Locate the word "React" in the material, then show every line that holds it.
+ + + + + + +
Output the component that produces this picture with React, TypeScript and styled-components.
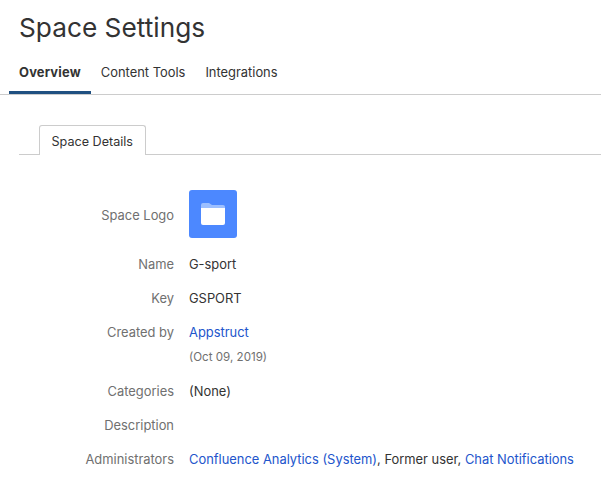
import React from 'react';
import styled, { createGlobalStyle } from 'styled-components';

const GlobalStyle = createGlobalStyle`
  html, body { margin: 0; padding: 0; background: #fff; }
  body {
    font-family: Inter, "Liberation Sans", sans-serif;
    font-size: 12.9px;
    color: #333;
    overflow: hidden;
  }
`;

const App = () => (
  <Page>
    <GlobalStyle />
    <Title>Space Settings</Title>
    <MainTabs>
      <MainTab $active>Overview</MainTab>
      <MainTab>Content Tools</MainTab>
      <MainTab>Integrations</MainTab>
    </MainTabs>
    <SubTabs>
      <SubTab>Space Details</SubTab>
    </SubTabs>
    <Details>
      <LogoRow>
        <LogoLabel>Space Logo</LogoLabel>
        <Logo>
          <svg width="24" height="22" viewBox="0 0 24 22">
            <path d="M0 2a2 2 0 0 1 2-2h6l3 2h11a2 2 0 0 1 2 2v4H0z" fill="#9cbfff" />
            <path d="M0 5h24v15a2 2 0 0 1-2 2H2a2 2 0 0 1-2-2z" fill="#fff" />
          </svg>
        </Logo>
      </LogoRow>
      <Row>
        <Label>Name</Label>
        <PlainText>G-sport</PlainText>
      </Row>
      <Row>
        <Label>Key</Label>
        <PlainText>GSPORT</PlainText>
      </Row>
      <CreatedRow>
        <Label>Created by</Label>
        <div>
          <Link>Appstruct</Link>
          <DateText>(Oct 09, 2019)</DateText>
        </div>
      </CreatedRow>
      <Row>
        <Label>Categories</Label>
        <PlainText>(None)</PlainText>
      </Row>
      <Row>
        <Label>Description</Label>
      </Row>
      <Row>
        <Label>Administrators</Label>
        <PlainText>
          <Link>Confluence Analytics (System)</Link>, Former user, <Link>Chat Notifications</Link>
        </PlainText>
      </Row>
    </Details>
  </Page>
);

export default App;

const Page = styled.div`
  width: 601px;
  height: 504px;
  overflow: hidden;
`;

const Title = styled.h1`
  margin: 0;
  padding: 12px 0 0 19px;
  font-size: 26.25px;
  line-height: 32px;
  font-weight: 400;
  color: #333;
`;

const MainTabs = styled.div`
  display: flex;
  height: 51px;
  padding-left: 9px;
  box-sizing: border-box;
  border-bottom: 1px solid #ccc;
`;

const MainTab = styled.div<{ $active?: boolean }>`
  padding: 0 10px;
  line-height: 58px;
  height: 50px;
  box-sizing: border-box;
  overflow: hidden;
  font-weight: ${(p) => (p.$active ? 700 : 400)};
  letter-spacing: ${(p) => (p.$active ? '0.2px' : '0')};
  color: #333;
  border-bottom: 3px solid ${(p) => (p.$active ? '#205081' : 'transparent')};
  margin-bottom: -1px;
`;

const SubTabs = styled.div`
  display: flex;
  margin: 30px 0 0 19px;
  padding-left: 20px;
  height: 29px;
  border-bottom: 1px solid #ccc;
`;

const SubTab = styled.div`
  height: 30px;
  box-sizing: border-box;
  padding: 0 11.5px;
  line-height: 31px;
  font-size: 12.6px;
  background: #fff;
  color: #333;
  border: 1px solid #ccc;
  border-bottom: none;
  border-radius: 3px 3px 0 0;
`;

const Details = styled.div`
  margin-top: 35px;
`;

const Row = styled.div`
  display: flex;
  gap: 15px;
  line-height: 22px;
  margin-bottom: 12px;
`;

const LogoRow = styled(Row)`
  align-items: center;
  margin-bottom: 16px;
`;

const CreatedRow = styled(Row)`
  margin-bottom: 15px;
`;

const Label = styled.div`
  width: 174px;
  flex: none;
  text-align: right;
  color: #707070;
`;

const LogoLabel = styled(Label)`
  padding-top: 4px;
`;

const PlainText = styled.div`
  color: #333;
`;

const Link = styled.a`
  color: #2255cc;
`;

const DateText = styled.div`
  margin-top: 4px;
  font-size: 11.6px;
  line-height: 18px;
  color: #707070;
`;

const Logo = styled.div`
  width: 48px;
  height: 48px;
  border-radius: 3px;
  background: #4c88ff;
  display: flex;
  align-items: center;
  justify-content: center;
`;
+ + + + + + +
## [Full output]
Output the component that produces this picture with React, TypeScript and styled-components.
import React from 'react';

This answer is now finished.